Nutter's plan means that a two-year 9.9 percent property tax hike passed in 2010 - billed at the time as temporary - would continue to be collected. It would also make permanent a nearly 4 percent tax increase last year, another hike sold as temporary.

The mayor also has proposed that an extra $90 million be collected for the schools compared to last year.

The administration argues that the city merely would be catching up to the rise in property values since a full reassessment was last done.

Councilman Brian O'Neill said he was worried about passing AVI and enshrining tax hikes before the reassessments are completed.

"This is one people will wake up to after it's over," he said. "I don't think you can sell fairness in an unfair way."
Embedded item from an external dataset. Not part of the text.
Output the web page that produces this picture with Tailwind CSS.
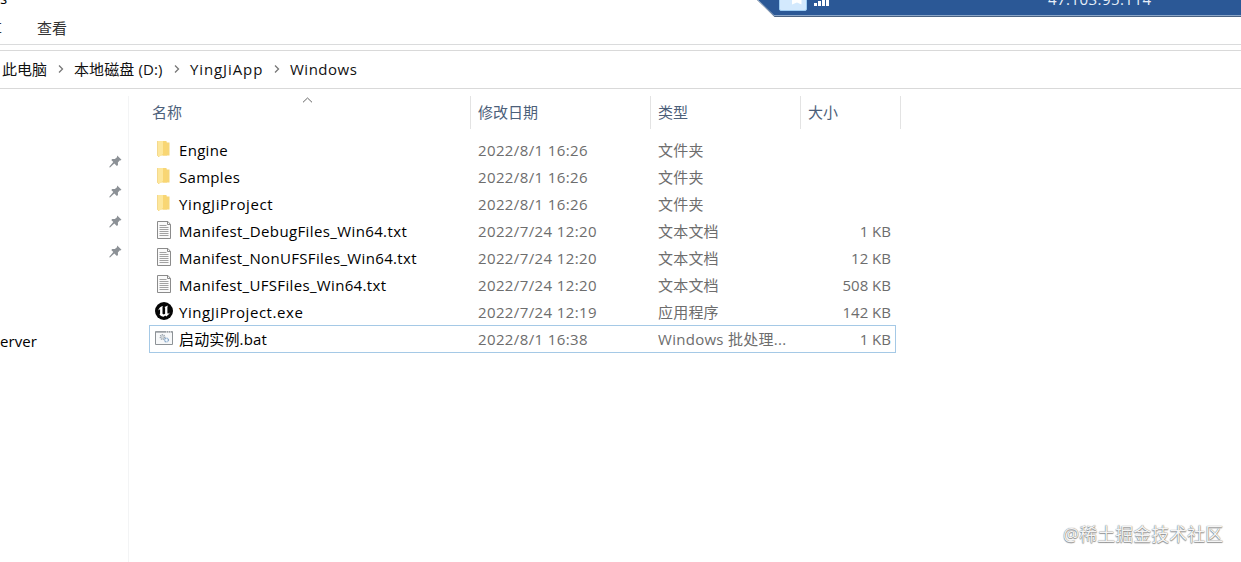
<!DOCTYPE html>
<html lang="zh-CN">
<head>
    <meta charset="UTF-8">
    <meta name="viewport" content="width=device-width, initial-scale=1.0">
    <script src="https://cdn.jsdelivr.net/npm/@tailwindcss/browser@4"></script>
    <title>Windows</title>
</head>
<body class="bg-white overflow-hidden">
    <svg class="hidden">
        <symbol id="folder" viewBox="0 0 18 18">
            <path d="M3 1h8.500v1.500h3v13H3z" fill="#f6d678" />
            <path d="M2.500 1h5.500v13l-4 3-1.500-1.500z" fill="#fde79c" />
            <path d="M8.500 1.500H11l1 2v12H8z" fill="#f9d673" />
            <path d="M2.500 1v14.500l1.500 1.500" fill="none" stroke="#f0cd71" stroke-width=".7" />
        </symbol>
        <symbol id="text" viewBox="0 0 18 18">
            <path d="M2.500.5h10.500l2.500 3v14h-13z" fill="#fafafa" stroke="#8b8b8b" />
            <path d="M12.500.5v3h3" fill="none" stroke="#8b8b8b" />
            <path d="M4.500 4.500h7M4.500 6.500h9M4.500 8.500h9M4.500 10.500h9M4.500 12.500h9M4.500 14.500h9" stroke="#a2a2a2" />
        </symbol>
        <symbol id="unreal" viewBox="0 0 18 18">
            <circle cx="9" cy="9" r="9" fill="#050505" />
            <path d="M3.200 8.500C3.800 6 5.600 4.500 8 3.900L7.500 5v6.700l1.300.9 1.300-.9V5.800L9.500 5l3.700-1.600-.8 1.300v6.500l.8.500 1.600-1.100c-.7 1.700-2 3-3.500 3.800l-1.100-.8-1.500 1.200c-2-.3-3.500-1.200-4.200-2.500l.6-.7V7.200c-.7.100-1.300.5-1.900 1.300z" fill="#fff" />
        </symbol>
        <symbol id="bat" viewBox="0 0 18 18">
            <path d="M.5 2.500h17v13H.5z" fill="#f7f8f9" stroke="#8d9296" />
            <path d="M1 3h16" stroke="#9ca1a5" stroke-width="1.500" />
            <path d="M11 3h5" stroke="#fff" stroke-dasharray="1 1" />
            <circle cx="7.500" cy="8" r="2.300" fill="#e4eaf0" stroke="#9aa2aa" stroke-width="1.200" stroke-dasharray="1.200 .6" />
            <circle cx="7.500" cy="8" r="1" fill="#fff" stroke="#9aa2aa" stroke-width=".6" />
            <circle cx="11.500" cy="11" r="2" fill="#dceaf7" stroke="#8ba9c8" stroke-width="1.200" stroke-dasharray="1.200 .5" />
            <circle cx="11.500" cy="11" r=".7" fill="#fff" />
        </symbol>
        <symbol id="pin" viewBox="0 0 13 13">
            <path d="M8.200.5l4.300 4.300-1.100.6-.5-.2-2 2.300.1 2.600-1.100.9-2.600-2.600L1 12.500l-.7-.2L.5 11.600l3.800-4.500-2-2.200 1-1 2.600.2 2.300-2-.2-.6z" fill="#8c9196" />
        </symbol>
        <symbol id="chevron" viewBox="0 0 6 8">
            <path d="M1 .5L4.500 4 1 7.500" fill="none" stroke="#777" stroke-width="1.300" />
        </symbol>
    </svg>

    <div class="w-[1241px] h-[562px] relative overflow-hidden flex flex-col whitespace-nowrap text-[15px] text-black font-['Open_Sans','Noto_Sans_CJK_SC',sans-serif]">
        <!-- ribbon -->
        <div class="h-[45px] shrink-0 border-b border-[#dadbdc] relative">
            <span class="absolute left-0 -top-[12px] leading-5">s</span>
            <div class="flex pt-[18px] leading-5 text-[#333]">
                <span class="w-[37px] overflow-hidden"><span class="-ml-[13px]">享</span></span>
                <span>查看</span>
            </div>
        </div>
        <!-- address bar -->
        <div class="h-[39px] mt-[5px] shrink-0 border-y border-[#d9d9d9]">
            <div class="flex items-center h-[36px] pl-[2px] text-[#111]">
                <span class="w-[56px]">此电脑</span>
                <svg class="w-[6px] h-[8px] mr-[10px]"><use href="#chevron" /></svg>
                <span class="w-[100px] tracking-[.1px]">本地磁盘 (D:)</span>
                <svg class="w-[6px] h-[8px] mr-[10px]"><use href="#chevron" /></svg>
                <span class="w-[84px] tracking-[.9px]">YingJiApp</span>
                <svg class="w-[6px] h-[8px] mr-[10px]"><use href="#chevron" /></svg>
                <span class="tracking-[.5px]">Windows</span>
            </div>
        </div>

        <div class="flex grow">
            <aside class="w-[129px] shrink-0 mt-[7px] border-r border-[#f3f4f5]">
                <div class="flex flex-col gap-[17px] items-end pr-[6px] pt-[59px] pb-[73px]">
                    <svg class="size-[13px]"><use href="#pin" /></svg>
                    <svg class="size-[13px]"><use href="#pin" /></svg>
                    <svg class="size-[13px]"><use href="#pin" /></svg>
                    <svg class="size-[13px]"><use href="#pin" /></svg>
                </div>
                <span class="block leading-5 tracking-[.1px]">erver</span>
            </aside>

            <main class="w-[772px] relative">
                <svg class="absolute left-[173px] top-[8px] w-[11px] h-[6px]" viewBox="0 0 11 6"><path d="M1 5.300L5.500 1 10 5.300" fill="none" stroke="#666" /></svg>
                <div class="flex h-[33px] mt-[7px] mb-[8px] leading-[33px] text-[#4c607a]">
                    <span class="w-[342px] pl-[23px] border-r border-[#e3e3e3]">名称</span>
                    <span class="w-[180px] pl-[7px] border-r border-[#e3e3e3]">修改日期</span>
                    <span class="w-[150px] pl-[7px] border-r border-[#e3e3e3]">类型</span>
                    <span class="w-[100px] pl-[7px] border-r border-[#e3e3e3]">大小</span>
                </div>
                <div class="ml-[20px] w-[747px] text-[#6d6d6d] leading-[27px]">
                    <div class="flex h-[27px] pl-[6px] pr-[5px]">
                        <svg class="size-[18px] mt-[3px] mr-[6px]"><use href="#folder" /></svg>
                        <span class="w-[299px] text-black tracking-[.3px]">Engine</span>
                        <span class="w-[180px] tracking-[.38px]">2022/8/1 16:26</span>
                        <span class="w-[140px] tracking-[.2px]">文件夹</span>
                    </div>
                    <div class="flex h-[27px] pl-[6px] pr-[5px]">
                        <svg class="size-[18px] mt-[3px] mr-[6px]"><use href="#folder" /></svg>
                        <span class="w-[299px] text-black tracking-[.3px]">Samples</span>
                        <span class="w-[180px] tracking-[.38px]">2022/8/1 16:26</span>
                        <span class="w-[140px] tracking-[.2px]">文件夹</span>
                    </div>
                    <div class="flex h-[27px] pl-[6px] pr-[5px]">
                        <svg class="size-[18px] mt-[3px] mr-[6px]"><use href="#folder" /></svg>
                        <span class="w-[299px] text-black tracking-[.62px]">YingJiProject</span>
                        <span class="w-[180px] tracking-[.38px]">2022/8/1 16:26</span>
                        <span class="w-[140px] tracking-[.2px]">文件夹</span>
                    </div>
                    <div class="flex h-[27px] pl-[6px] pr-[5px]">
                        <svg class="size-[18px] mt-[3px] mr-[6px]"><use href="#text" /></svg>
                        <span class="w-[299px] text-black tracking-[.38px]">Manifest_DebugFiles_Win64.txt</span>
                        <span class="w-[180px] tracking-[.38px]">2022/7/24 12:20</span>
                        <span class="w-[140px] tracking-[.2px]">文本文档</span>
                        <span class="grow text-right">1 KB</span>
                    </div>
                    <div class="flex h-[27px] pl-[6px] pr-[5px]">
                        <svg class="size-[18px] mt-[3px] mr-[6px]"><use href="#text" /></svg>
                        <span class="w-[299px] text-black tracking-[.34px]">Manifest_NonUFSFiles_Win64.txt</span>
                        <span class="w-[180px] tracking-[.38px]">2022/7/24 12:20</span>
                        <span class="w-[140px] tracking-[.2px]">文本文档</span>
                        <span class="grow text-right">12 KB</span>
                    </div>
                    <div class="flex h-[27px] pl-[6px] pr-[5px]">
                        <svg class="size-[18px] mt-[3px] mr-[6px]"><use href="#text" /></svg>
                        <span class="w-[299px] text-black tracking-[.34px]">Manifest_UFSFiles_Win64.txt</span>
                        <span class="w-[180px] tracking-[.38px]">2022/7/24 12:20</span>
                        <span class="w-[140px] tracking-[.2px]">文本文档</span>
                        <span class="grow text-right">508 KB</span>
                    </div>
                    <div class="flex h-[27px] pl-[6px] pr-[5px]">
                        <svg class="size-[18px] mt-[3px] mr-[6px]"><use href="#unreal" /></svg>
                        <span class="w-[299px] text-black tracking-[.56px]">YingJiProject.exe</span>
                        <span class="w-[180px] tracking-[.38px]">2022/7/24 12:19</span>
                        <span class="w-[140px] tracking-[.2px]">应用程序</span>
                        <span class="grow text-right">142 KB</span>
                    </div>
                    <div class="flex h-[28px] -mt-px pl-[5px] pr-[4px] border border-[#a5c9e6]">
                        <svg class="size-[18px] mt-[3px] mr-[6px]"><use href="#bat" /></svg>
                        <span class="w-[299px] text-black tracking-[.15px]">启动实例.bat</span>
                        <span class="w-[180px] tracking-[.38px]">2022/8/1 16:38</span>
                        <span class="w-[140px] tracking-[.28px]">Windows 批处理...</span>
                        <span class="grow text-right">1 KB</span>
                    </div>
                </div>
            </main>
        </div>

        <!-- remote desktop connection bar -->
        <div class="absolute left-[757px] top-0 w-[484px] h-[17px] overflow-hidden">
            <svg class="absolute inset-0" width="484" height="17">
                <path d="M0 0h484v17H17.500z" fill="#4a6282" />
                <path d="M1.500 0H484v15H17z" fill="#2b5896" />
                <path d="M1 0l16 15.500h467" fill="none" stroke="#8ba6c8" />
                <rect x="22.500" y="-8" width="27" height="18.500" rx="1.500" fill="#d3e9fd" stroke="#9dccf3" />
                <path d="M35 0h9.500v4.500l-4.500-2-5 2z" fill="#fff" />
                <path d="M57 3h3v3h-3zM61 1h3v5h-3zM65 0h3v6h-3zM69 0h3v6h-3z" fill="#fff" />
            </svg>
            <span class="absolute left-[291px] -top-[11px] leading-5 text-[#e7eff9] tracking-[.45px]">47.103.95.114</span>
        </div>
        <!-- watermark -->
        <div class="absolute left-[1063px] top-[522px] leading-6 text-[18px] text-[#f4f4f4] [text-shadow:0_0_1px_#555,0_1px_1px_#999]">@稀土掘金技术社区</div>
    </div>
</body>
</html>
O'Neill said he might side with Squilla's idea of waiting a year.

"This is a very, very big undertaking," he said. "If you don't do it as close to perfect as you can, people have a right to turn on you."

Councilwoman Maria Quiñones Sánchez, who supports the mayor's plan, said "there is absolutely no way we are going to do AVI perfectly."

"The folks who know they have not been paying their fair share - the loud minority - will scream about it because it's time for them to pay up," she said. "The majority of folks know we need a fair system, not a perfect one."

Majority Leader Curtis Jones Jr. said Council was committed to AVI as a solution to the broken property tax system, but some members have reservations about packaging the extra $90 million as part of the deal.

"What you're hearing is a lot of members starting to talk about separating the two issues, and that's a valid argument," he said. "If you want to vote for a tax increase to support the school board then the public should know what we're doing."

Nutter described the extra money for a school district facing at a second straight budget shortfall as "an extra benefit" to fixing the property tax system.

"All in all, you either support public education or you don't," Nutter said.

Schoolchildren "wonder on a daily basis, what are the adults doing to make sure that they as students are getting a high-quality education?" Nutter said.

But Squilla said there were too many uncertainties for him to support AVI.

"My mother once told me never dive into water if you can't see bottom," he said. "I'm not willing to take that dip into the millage pool until we know how deep the assessments are."